In April 2019, The Boys ended their relationship with Castle thus leaving Ring of Honor.

Global Force Wrestling (2015)
On June 12, 2015, during the GFW Grand Slam Tour in Jackson, Tennessee, The Tate Twins made their Global Force Wrestling (GFW) debut defeating Best Friends (Chuck Taylor and Trent). The following night They picked up another victory over the Best Friends in Knoxville, Tennessee.

Return to Ohio Valley Wrestling (2020–2021)
On February 4, 2020, The Tate Twins made their return to OVW defeating the team of AJZ and Tony Bizo.

On November 7, 2020, The Tate Twins entered the 2020 Nightmare Cup Tag Team Tournament defeating three teams to win the tournament and moving onto the finals defeating The Legacy of Brutality (Ca$h Flo and Josh Ashcraft) to win the OVW Tag Team Championships.

On April 6, 2021, The Tate Twins unsuccessfully defended the OVW Tag Team Championships against the team of Jessie Godderz and Tony Gunn. They would go on to defeat Godderz and Gunn in a rematch at OVW Defiance on May 22 to regain the OVW Tag Team Championships.

On August 28, 2021, The Tate Twins lost the OVW Tag Team Championships in a six team ladder match to Darkkloudz (Deget Bundlez and Eric Darkstorm) at OVW Reckoning.

All Elite Wrestling (2021)
On the May 31, 2021 episode of AEW Dark: Elevation, Brandon and Brent Tate made their AEW debuts in a losing effort against The Acclaimed (Anthony Bowens and Max Caster).

Brandon and Brent Tate returned to AEW on the December 6, 2021 episode of AEW Dark: Elevation losing to the Jurassic Express (Luchasaurus and Jungle Boy).
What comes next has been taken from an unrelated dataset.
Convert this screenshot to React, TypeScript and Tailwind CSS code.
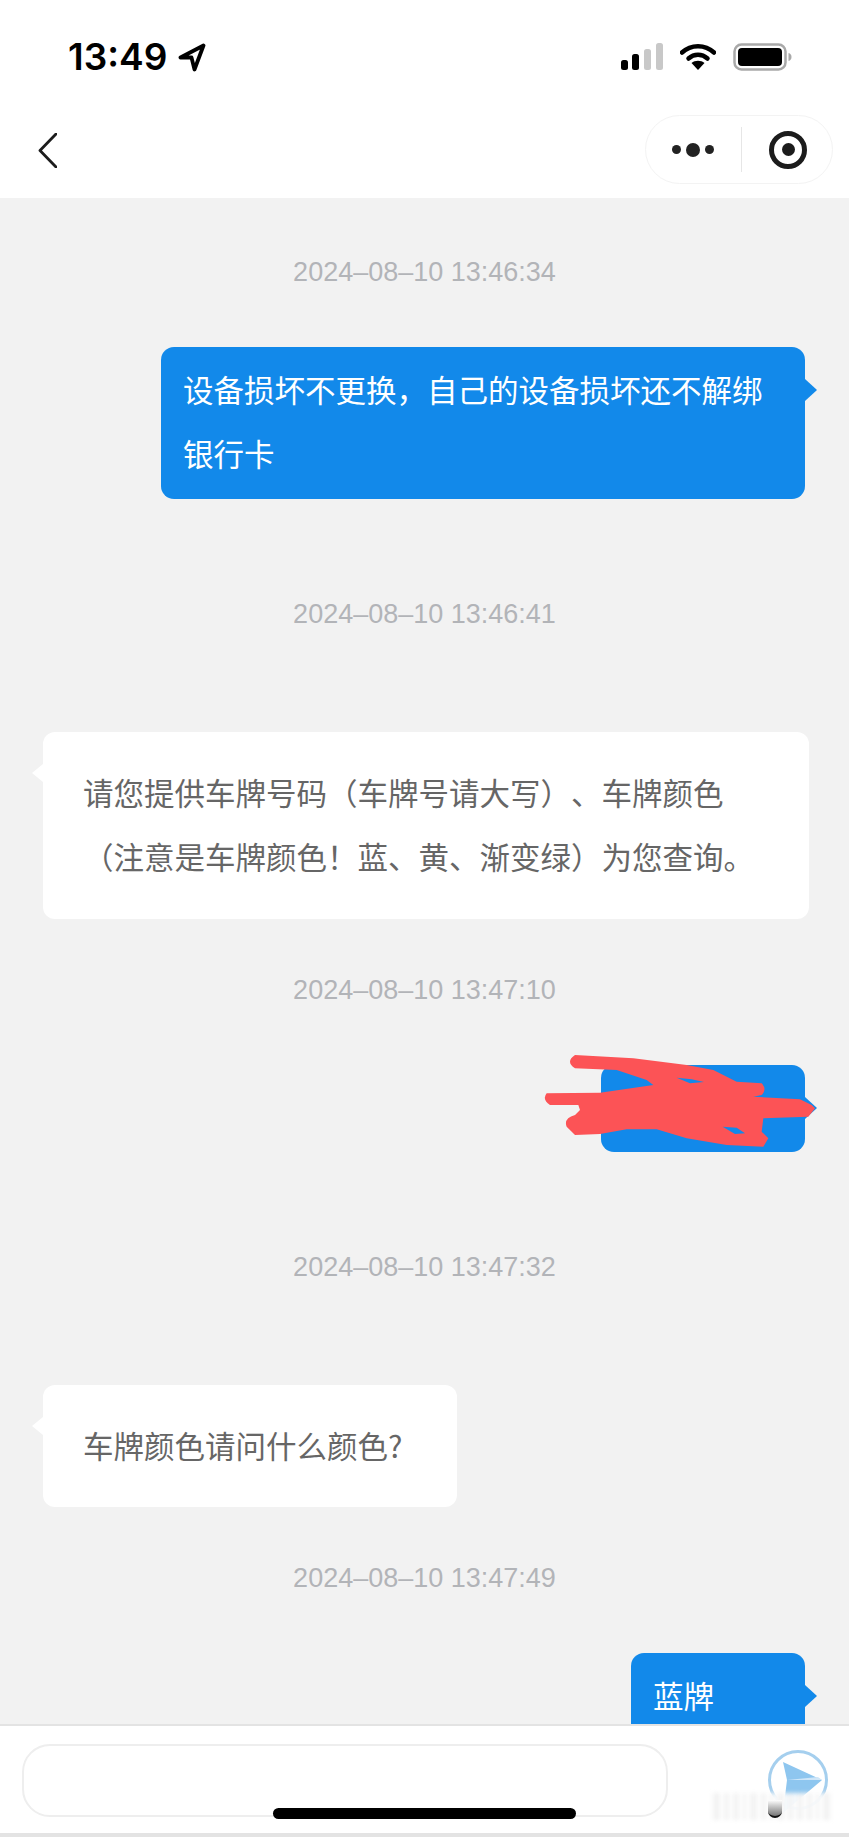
import React from "react";
import { FC, PropsWithChildren } from "react";

const CJK = "font-['Noto_Sans_CJK_SC','Liberation_Sans',sans-serif] [text-spacing-trim:space-all]";

const Stamp: FC<{ time: string; className: string }> = ({ time, className }) => (
  <div
    className={`text-center text-[27px] leading-[30px] text-[#b2b4b8] font-['Liberation_Sans',sans-serif] ${className}`}
  >
    {time}
  </div>
);

const Sent: FC<PropsWithChildren<{ className?: string }>> = ({ children, className = "" }) => (
  <div className={`relative ml-auto mr-[44px] rounded-[13px] bg-[#1289ea] text-white ${className}`}>
    <div className="absolute top-[32px] right-[-12px] h-0 w-0 border-y-[11px] border-l-[12px] border-y-transparent border-l-[#1289ea]" />
    {children}
  </div>
);

const Received: FC<PropsWithChildren<{ className?: string }>> = ({ children, className = "" }) => (
  <div className={`relative ml-[43px] rounded-[12px] bg-white text-[#666666] ${className}`}>
    <div className="absolute top-[32px] left-[-11px] h-0 w-0 border-y-[9px] border-r-[11px] border-y-transparent border-r-white" />
    {children}
  </div>
);

const StatusBar = () => (
  <div className="flex h-[115px] items-start pt-[38px] pl-[68px] pr-[57px]">
    <span className="text-[37px] leading-[38px] font-semibold text-black font-['Inter',sans-serif]">
      13:49
    </span>
    <svg className="ml-[11px] mt-[5px]" width="28" height="29" viewBox="0 0 28 29" fill="none">
      <path d="M25.500 2.500 2.500 14.500h11l3 12z" stroke="#000" strokeWidth="3.800" strokeLinejoin="round" />
    </svg>
    <div className="ml-auto flex items-start gap-[17px] pt-[5px]">
      <svg width="42" height="27" viewBox="0 0 42 27">
        <rect x="0" y="17" width="7" height="10" rx="2.500" fill="#000" />
        <rect x="11" y="11" width="7" height="16" rx="2.500" fill="#000" />
        <rect x="23" y="6" width="7" height="21" rx="2.500" fill="#c8c8c8" />
        <rect x="35" y="0" width="7" height="27" rx="2.500" fill="#c8c8c8" />
      </svg>
      <svg width="36" height="27" viewBox="0 0 36 27" fill="none">
        <path d="M2 9.500C11 1 25 1 34 9.500" stroke="#000" strokeWidth="4.500" strokeLinecap="round" />
        <path d="M8.500 15.500c5.500-5 13.500-5 19 0" stroke="#000" strokeWidth="4.500" strokeLinecap="round" />
        <path d="M18 27l-6.500-7c3.500-3 9.500-3 13 0z" fill="#000" />
      </svg>
      <svg width="59" height="28" viewBox="0 0 59 28" fill="none">
        <rect x="1.500" y="1.500" width="51" height="25" rx="7" stroke="#a9a9a9" strokeWidth="2.500" />
        <rect x="5" y="5" width="44" height="18" rx="4" fill="#000" />
        <path d="M55.500 10c2 .5 3 2 3 4s-1 3.500-3 4z" fill="#a9a9a9" />
      </svg>
    </div>
  </div>
);

const NavBar = () => (
  <div className="flex h-[83px] items-start justify-between pl-[38px] pr-[16px]">
    <svg className="mt-[18px]" width="19" height="35" viewBox="0 0 19 35" fill="none">
      <path d="M18 1 2 17.500 18 34" stroke="#1c1c1c" strokeWidth="2.800" strokeLinecap="round" strokeLinejoin="round" />
    </svg>
    <div className="flex h-[69px] w-[188px] items-center rounded-[35px] border border-[#f3f3f3]">
      <div className="flex w-[95px] items-center justify-end gap-[5px] pr-[27px]">
        <span className="h-[9px] w-[9px] rounded-full bg-[#222]" />
        <span className="h-[14px] w-[14px] rounded-full bg-[#222]" />
        <span className="h-[9px] w-[9px] rounded-full bg-[#222]" />
      </div>
      <div className="h-[45px] w-px bg-[#e6e6e6]" />
      <div className="ml-[27px] flex h-[38px] w-[38px] items-center justify-center rounded-full border-[5px] border-[#1c1c1c]">
        <span className="h-[13px] w-[13px] rounded-full bg-[#1c1c1c]" />
      </div>
    </div>
  </div>
);

// the red marker over the third message, traced on a 3x grid
const Scribble = () => (
  <svg
    className="absolute left-[-101px] top-[-35px]"
    width="349"
    height="150"
    viewBox="0 0 1047 450"
    fill="none"
  >
    <path
      d="M225 75 400 85 560 105 640 120 710 155 785 160Q802 178 785 195L760 200 900 208 935 225 945 235 925 260 790 265 785 305 805 325 790 350 680 345 560 325 470 298 380 298 300 312 225 315 200 290Q190 265 225 255L240 240 235 225 150 225Q125 208 140 190L300 188 460 165 440 150 350 120 225 115Q195 95 225 75Z"
      fill="#fc5356"
    />
    <path d="M530 143 575 148 612 156 570 160Z" fill="#1289ea" />
    <path d="M668 290 710 293 735 310 705 312Z" fill="#1289ea" />
  </svg>
);

const SendButton = () => (
  <div className="relative h-[74px] w-[62px] shrink-0">
    <svg className="absolute left-0 top-0" width="62" height="72" viewBox="0 0 62 72" fill="none">
      <circle cx="30" cy="30" r="28.500" stroke="#a5cfee" strokeWidth="3" />
      <path d="M15 12 54 30 15 63 19 30Z" fill="#8ec6ef" />
      <path d="M19 30H54L50 27Z" fill="#cfe6f8" />
    </svg>
    <div className="absolute left-[-55px] top-[43px] flex h-[27px] w-[117px] items-stretch gap-[4px] bg-white/90 blur-[2px]">
      {[10, 6, 8, 5, 9, 7, 4, 10, 6, 8, 7, 5, 9].map((w, i) => (
        <span key={i} className="bg-[#f3f3f3]" style={{ width: w }} />
      ))}
    </div>
    <div className="absolute left-0 top-[50px] h-[18px] w-[14px] rounded-b-[7px] bg-gradient-to-b from-white to-[#777] border-b-2 border-[#111]" />
  </div>
);

export default function App() {
  return (
    <div className={`flex h-[1837px] w-[849px] flex-col overflow-hidden bg-[#f2f2f2] ${CJK}`}>
      <div className="shrink-0 bg-white">
        <StatusBar />
        <NavBar />
      </div>

      <div className="min-h-0 flex-1 overflow-hidden">
        <Stamp time="2024–08–10 13:46:34" className="pt-[59px]" />
        <Sent className="mt-[60px] h-[152px] w-[644px] px-[22px] py-[10px] text-[30.500px] leading-[64px]">
          设备损坏不更换，自己的设备损坏还不解绑
          <br />
          银行卡
        </Sent>

        <Stamp time="2024–08–10 13:46:41" className="pt-[100px]" />
        <Received className="mt-[103px] h-[187px] w-[766px] pl-[40px] py-[28px] text-[30.500px] leading-[64px]">
          请您提供车牌号码（车牌号请大写）、车牌颜色
          <br />
          （注意是车牌颜色！蓝、黄、渐变绿）为您查询。
        </Received>

        <Stamp time="2024–08–10 13:47:10" className="pt-[56px]" />
        <Sent className="mt-[60px] h-[87px] w-[204px]">
          <Scribble />
        </Sent>

        <Stamp time="2024–08–10 13:47:32" className="pt-[100px]" />
        <Received className="mt-[103px] h-[122px] w-[414px] pl-[40px] py-[28px] text-[30.500px] leading-[64px]">
          车牌颜色请问什么颜色?
        </Received>

        <Stamp time="2024–08–10 13:47:49" className="pt-[56px]" />
        <Sent className="mt-[60px] h-[88px] w-[174px] px-[22px] py-[10px] text-[30.500px] leading-[64px]">
          蓝牌
        </Sent>
      </div>

      <div className="flex h-[113px] shrink-0 flex-col border-t-[2px] border-[#e3e3e3] bg-white">
        <div className="relative flex flex-1 items-start pl-[22px] pr-[19px] pt-[18px]">
          <div className="h-[73px] w-[646px] rounded-[28px] border-2 border-[#eeeeee]" />
          <div className="ml-auto pt-[6px]">
            <SendButton />
          </div>
          <div className="absolute left-[273px] top-[82px] h-[11px] w-[303px] rounded-full bg-black" />
        </div>
        <div className="h-[4px] bg-[#e3e3e3]" />
      </div>
    </div>
  );
}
Return to Ring of Honor (2022–present) 
On July 23, 2022 at Death Before Dishonor of 2022 The Boys and Dalton Castle reunited and once again reclaimed the ROH World Six-Man Tag Team Championships by defeating The Righteous (Vincent, Bateman, and Dutch) in a six man tag team match making the Tate Twins and Dalton Castle two-time ROH World Six-Man Tag Team Champions. They lost the titles at Final Battle to The Embassy, ending their reign at 140 days.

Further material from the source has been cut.